How Food Halls Can Use Tech to Improve the Customer Experience

5 January 2022

In this guest post, our partners at Kobas explain how the latest developments in POS technology can be used to capitalise on the growing popularity of food halls.

The UK food hall scene is booming. Cashing in on the street food trend, there are already well over 40 hubs all over the UK offering an alternative dining experience.

What exactly is a food hall? Imagine a market or a department store full of food concessions. In fact, a marketplace for dining is an apt description. Many of the most prominent food halls have opened up in old market buildings, breathing a new lease of life into otherwise underutilised spaces.

Like the temporary food trucks and stalls you get at outdoor events, food halls feature a selection of kitchens offering different cuisines. With rapid QSR-style service, they offer choice, great value and, with large communal seating areas, a different kind of dining experience.

However, as in any line of business these days, customer expectations around the experience they receive are sky high. Business owners always have to be on the lookout for improvements they can make.

Back of the queue?

The food hall model presents some challenges. Imagine a family of four going out for dinner, and they all decide they want a different type of food. On the one hand, that’s the beauty of a food hall – the choice is there.
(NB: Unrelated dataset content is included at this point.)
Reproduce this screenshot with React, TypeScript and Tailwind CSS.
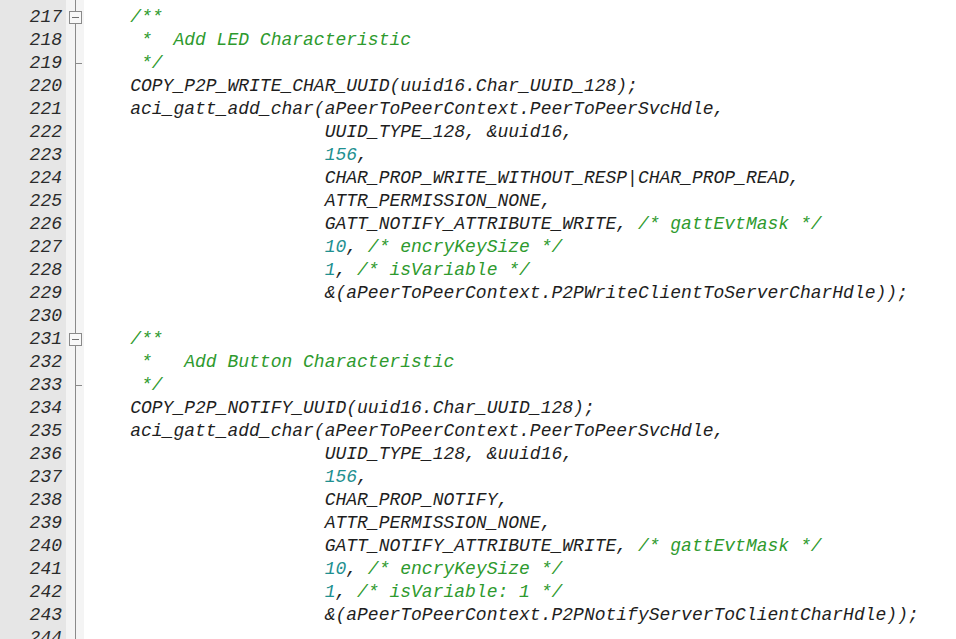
import React from 'react';

type Tok = { t: string; c?: 'cm' | 'num' };

const IND = '                      ';

const lines: Tok[][] = [
  [{ t: '    ' }, { t: '/**', c: 'cm' }],
  [{ t: '     *  Add LED Characteristic', c: 'cm' }],
  [{ t: '     */', c: 'cm' }],
  [{ t: '    COPY_P2P_WRITE_CHAR_UUID(uuid16.Char_UUID_128);' }],
  [{ t: '    aci_gatt_add_char(aPeerToPeerContext.PeerToPeerSvcHdle,' }],
  [{ t: IND + 'UUID_TYPE_128, &uuid16,' }],
  [{ t: IND }, { t: '156', c: 'num' }, { t: ',' }],
  [{ t: IND + 'CHAR_PROP_WRITE_WITHOUT_RESP|CHAR_PROP_READ,' }],
  [{ t: IND + 'ATTR_PERMISSION_NONE,' }],
  [{ t: IND + 'GATT_NOTIFY_ATTRIBUTE_WRITE, ' }, { t: '/* gattEvtMask */', c: 'cm' }],
  [{ t: IND }, { t: '10', c: 'num' }, { t: ', ' }, { t: '/* encryKeySize */', c: 'cm' }],
  [{ t: IND }, { t: '1', c: 'num' }, { t: ', ' }, { t: '/* isVariable */', c: 'cm' }],
  [{ t: IND + '&(aPeerToPeerContext.P2PWriteClientToServerCharHdle));' }],
  [],
  [{ t: '    ' }, { t: '/**', c: 'cm' }],
  [{ t: '     *   Add Button Characteristic', c: 'cm' }],
  [{ t: '     */', c: 'cm' }],
  [{ t: '    COPY_P2P_NOTIFY_UUID(uuid16.Char_UUID_128);' }],
  [{ t: '    aci_gatt_add_char(aPeerToPeerContext.PeerToPeerSvcHdle,' }],
  [{ t: IND + 'UUID_TYPE_128, &uuid16,' }],
  [{ t: IND }, { t: '156', c: 'num' }, { t: ',' }],
  [{ t: IND + 'CHAR_PROP_NOTIFY,' }],
  [{ t: IND + 'ATTR_PERMISSION_NONE,' }],
  [{ t: IND + 'GATT_NOTIFY_ATTRIBUTE_WRITE, ' }, { t: '/* gattEvtMask */', c: 'cm' }],
  [{ t: IND }, { t: '10', c: 'num' }, { t: ', ' }, { t: '/* encryKeySize */', c: 'cm' }],
  [{ t: IND }, { t: '1', c: 'num' }, { t: ', ' }, { t: '/* isVariable: 1 */', c: 'cm' }],
  [{ t: IND + '&(aPeerToPeerContext.P2PNotifyServerToClientCharHdle));' }],
  [],
];

// fold markers by line number
const folds: Record<number, 'open' | 'end'> = { 217: 'open', 219: 'end', 231: 'open', 233: 'end' };

const FoldMark = ({ kind }: { kind?: 'open' | 'end' }) => {
  if (kind === 'open') {
    return (
      <div className="relative z-10 h-[23px] flex items-center justify-center">
        <div className="w-[13px] h-[13px] border border-[#8a8a8a] bg-[#f8f8f8] flex items-center justify-center">
          <div className="w-[7px] h-px bg-[#707070]" />
        </div>
      </div>
    );
  }
  if (kind === 'end') {
    return (
      <div className="h-[23px] flex items-center pl-[9px]">
        <div className="w-[7px] h-px bg-[#8a8a8a]" />
      </div>
    );
  }
  return <div className="h-[23px]" />;
};

export default function App() {
  return (
    <div
      className="flex h-[639px] w-[956px] overflow-hidden bg-white text-[18px] leading-[23px] italic"
      style={{ fontFamily: '"Liberation Mono", "Courier New", monospace' }}
    >
      {/* line numbers */}
      <div className="w-[66px] shrink-0 bg-[#e6e6e6] pt-[6px] pr-[4px] text-right text-[#2b2b2b]">
        {lines.map((_, i) => (
          <div key={i} className="h-[23px]">{217 + i}</div>
        ))}
      </div>

      {/* fold margin */}
      <div className="relative w-[18px] shrink-0 bg-[#f4f4f4] pt-[6px]">
        <div className="absolute left-[9px] top-0 bottom-0 w-px bg-[#8a8a8a]" />
        {lines.map((_, i) => (
          <FoldMark key={i} kind={folds[217 + i]} />
        ))}
      </div>

      {/* code */}
      <div className="flex-1 pt-[6px] pl-[3px] text-[#1e1e1e]">
        {lines.map((toks, i) => (
          <div key={i} className="h-[23px] whitespace-pre">
            {toks.map((tk, j) => (
              <span
                key={j}
                className={tk.c === 'cm' ? 'text-[#2e9a2e]' : tk.c === 'num' ? 'text-[#1f9090]' : ''}
              >
                {tk.t}
              </span>
            ))}
          </div>
        ))}
      </div>
    </div>
  );
}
On the other, one of the QSR-like features of the food hall concept is that there are no waiting staff, no table service. That means queuing at four different stalls to order four different meals.

For concession owners, queue management is a major pain point. Meals take time to prepare. And when different stalls are experiencing different order volumes, it can make it very difficult for parties wanting to order a variety of food to get their meals at the same time.
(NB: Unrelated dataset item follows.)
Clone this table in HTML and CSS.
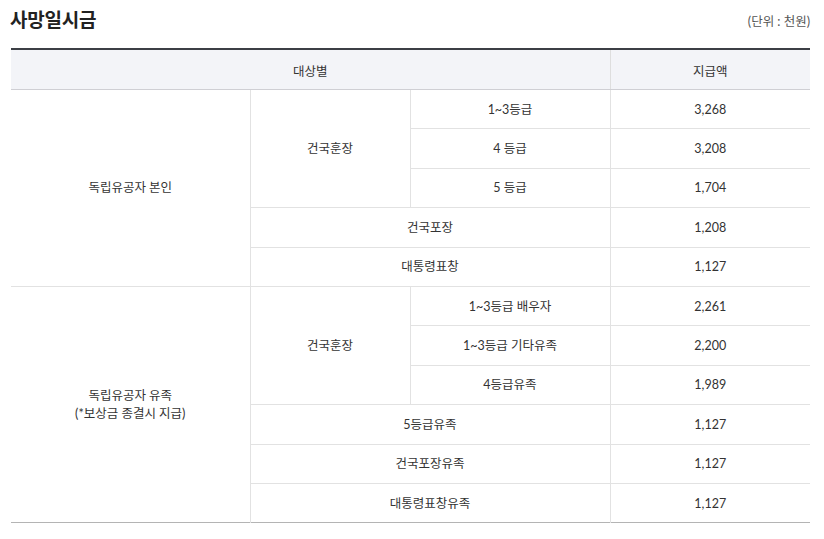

Further issues arise from traders running their own POS systems independently of one another. This makes it difficult to coordinate queue busting initiatives and other efficiency gains across stalls.

It also presents barriers to financial reporting and other data analytics. Food hall owners have to spend valuable time collating data from multiple siloed sources before they can run standard analysis into things like footfall, customer loyalty, sales patterns etc.

A connected solution

Food halls face these kinds of challenges when they function as a group of independent businesses sharing the same physical space. What we’re now seeing is operators trying to take a more integrated approach. With the latest technology, that can be achieved without infringing on the independence of individual traders.
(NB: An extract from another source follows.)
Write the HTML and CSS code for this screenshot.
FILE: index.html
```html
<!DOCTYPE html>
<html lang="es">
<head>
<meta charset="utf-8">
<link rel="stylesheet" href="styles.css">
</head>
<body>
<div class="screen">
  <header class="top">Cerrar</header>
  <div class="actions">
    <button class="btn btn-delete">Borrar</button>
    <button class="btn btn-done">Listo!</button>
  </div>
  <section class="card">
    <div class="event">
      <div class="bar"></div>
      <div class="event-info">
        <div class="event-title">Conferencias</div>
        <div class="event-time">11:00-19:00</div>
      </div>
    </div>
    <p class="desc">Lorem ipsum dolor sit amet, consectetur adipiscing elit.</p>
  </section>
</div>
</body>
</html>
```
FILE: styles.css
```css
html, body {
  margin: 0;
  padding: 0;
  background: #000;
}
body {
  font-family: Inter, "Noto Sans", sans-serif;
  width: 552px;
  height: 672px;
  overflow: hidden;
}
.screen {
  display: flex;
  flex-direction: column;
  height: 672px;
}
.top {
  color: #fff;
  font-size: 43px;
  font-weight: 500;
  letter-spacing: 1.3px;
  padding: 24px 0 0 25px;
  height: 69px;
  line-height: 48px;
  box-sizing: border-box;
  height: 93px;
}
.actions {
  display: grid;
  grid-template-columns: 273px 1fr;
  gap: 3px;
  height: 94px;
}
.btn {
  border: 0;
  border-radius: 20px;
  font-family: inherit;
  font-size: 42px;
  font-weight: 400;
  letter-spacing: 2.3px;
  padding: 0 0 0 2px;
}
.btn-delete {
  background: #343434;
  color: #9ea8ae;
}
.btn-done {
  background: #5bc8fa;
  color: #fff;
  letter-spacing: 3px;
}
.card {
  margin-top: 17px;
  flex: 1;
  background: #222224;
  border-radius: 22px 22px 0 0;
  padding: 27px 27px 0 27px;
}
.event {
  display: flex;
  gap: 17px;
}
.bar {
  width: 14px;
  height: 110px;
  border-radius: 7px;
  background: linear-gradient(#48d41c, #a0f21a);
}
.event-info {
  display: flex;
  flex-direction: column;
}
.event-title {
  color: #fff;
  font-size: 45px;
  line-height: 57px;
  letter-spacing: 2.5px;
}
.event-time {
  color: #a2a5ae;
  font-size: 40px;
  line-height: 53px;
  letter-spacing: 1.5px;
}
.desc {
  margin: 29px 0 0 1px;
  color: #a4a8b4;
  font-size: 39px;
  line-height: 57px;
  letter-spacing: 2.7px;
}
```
The first step is to have a single, centralised cloud platform for POS. We’ve worked with food halls that have used Kobas Cloud to give concession holders their own individual accounts. They connect their POS hardware to a shared system but all the configuration – setting up menus, pricing, stock, rotas etc – is managed independently in a secure account.

A connected and centralised system offers a single customer view, allowing the food hall owner to see who their best customers are, which traders they like and what they like to buy. Data from all traders can be pulled into reports quickly and efficiently, cutting admin time significantly. When it comes to things like revenue sharing, it also boosts accuracy.

In these ways, connected cloud POS technology benefits food hall operators and traders. But what about customers? How can cloud-based systems be used to reduce queue times, including the need to wait in multiple queues?

One solution we’ve pioneered at Kobas is a multi-venue ordering app. Successfully deployed at the Founders & Co food hall in Swansea and at Hammonds of Hull, the app allows customers to order and pay from multiple traders, through one single mobile application. So instead of queuing several times over, groups can all order from the table through the QR code that we are now all so used to seeing in hospitality venues They get out-of-stock information and meal deals in real time. The app splits orders to the relevant concessions via the connected cloud, letting the customer know when their order has been accepted and what time it will be ready.

The app also allows customers to tip from the table, automatically distributing money to the relevant concessions. The app is available to download onto a mobile phone, but as this creates an extra point of friction for customers, it is also available as a web app that can be accessed from a browser – no signup or table number input needed!

Rather than relying on customers using their own mobiles, the app can also easily be installed on table tablets or kiosks to provide the kind of self-service option now familiar in QSR.

However it is deployed, the multi-venue ordering app improves the customer experience by providing a streamlined, integrated ordering and payment system that slashes waiting times. But it also benefits traders and operators by increasing order accuracy, customer satisfaction and total order value, providing a win-win that helps to take the already successful food hall concept a step forward.